The auto industry’s outlook is bright. Vehicle sales for 2013 could reach 15.5 million, the highest in six years. To meet that demand, automakers must find more people. Hundreds of companies that make parts for automakers have to hire, too, just to keep up.

“As volume goes up, we will really need to add heads,” says Mel Stephens, a spokesman for Lear Corp., which makes automotive seats.

From January through May, automakers and parts companies hired 8,000 workers, a relatively slow rate. But the pace is picking up. The Center for Automotive Research expects the industry to add 35,000 over the full year.

The hiring plans are widespread. Chrysler Group LLC, Honda Motor Co., General Motors Co., Mercedes-Benz and Ford Motor Co. plan to add more than 13,000 people this year.

Large parts companies such as Lear, BorgWarner Inc. and TRW Automotive Holdings Corp. are hiring at factories and research centers. Smaller suppliers are adding jobs as well.

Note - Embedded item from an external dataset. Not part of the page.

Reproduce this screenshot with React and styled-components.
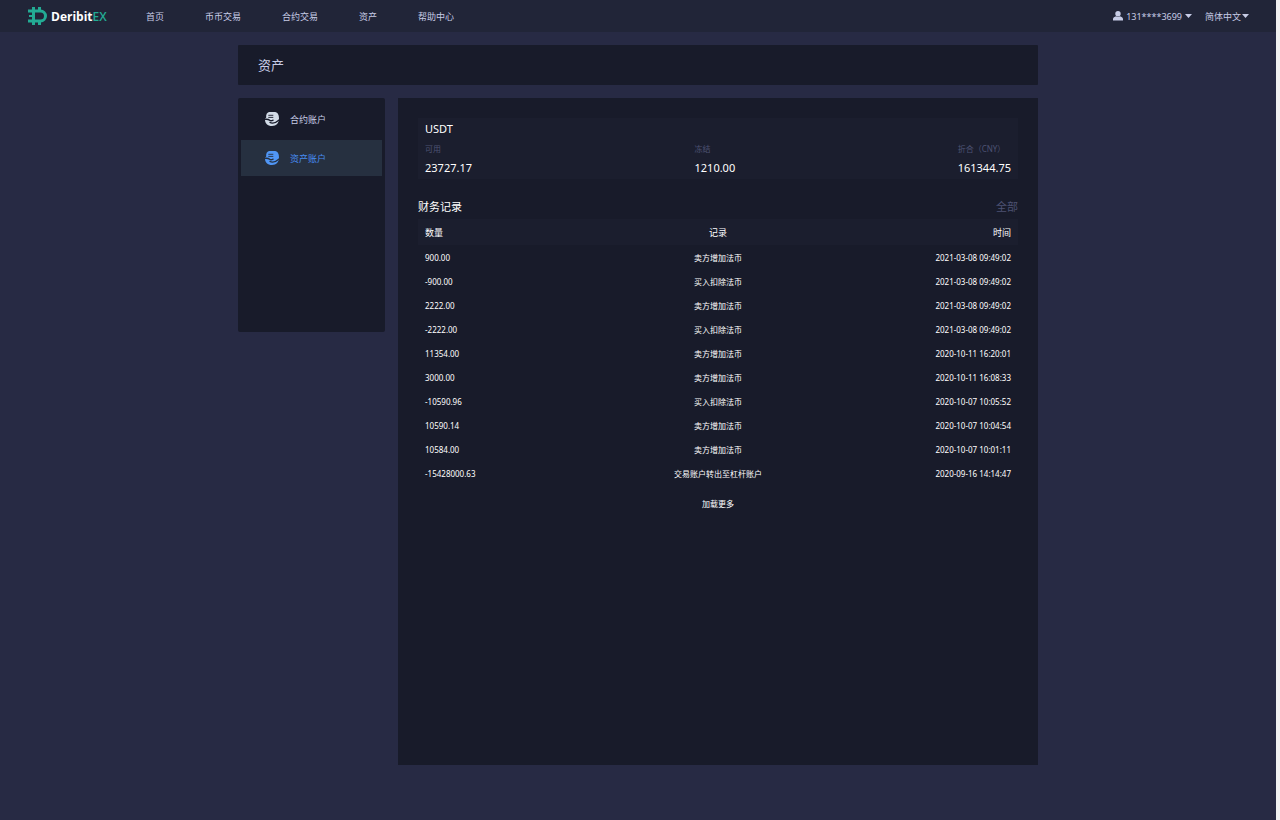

The auto business has helped keep the economy afloat while Americans wait for the rest of the business world to start hiring. Since 2009, 1 in every 4 manufacturing jobs added in the U.S. came in the auto industry, says Daniel Meckstroth, chief economist for the Manufacturers Alliance for Productivity and Innovation, a manufacturing trade group. The auto industry is just under 7 percent of U.S. manufacturing jobs.

Car companies and parts makers created 167,500 jobs from the end of the recession in June 2009 through May. At the same time, U.S. auto sales rose from a low point of 10.4 million in 2009 to an annual rate of more than 15 million so far this year.

Chrysler’s comeback gave Jeff Caldwell the confidence to leave a human resources consulting firm. Caldwell joined the company in February as an assembly line supervisor at a Jeep Grand Cherokee factory in Detroit. He supervises 100 workers who build the SUV’s chassis.

“I knew Chrysler was moving in the right direction,” says Caldwell, 29, who was born in Detroit and always had an interest in cars. “They kind of reinvented themselves, and I really wanted to get in while I could.”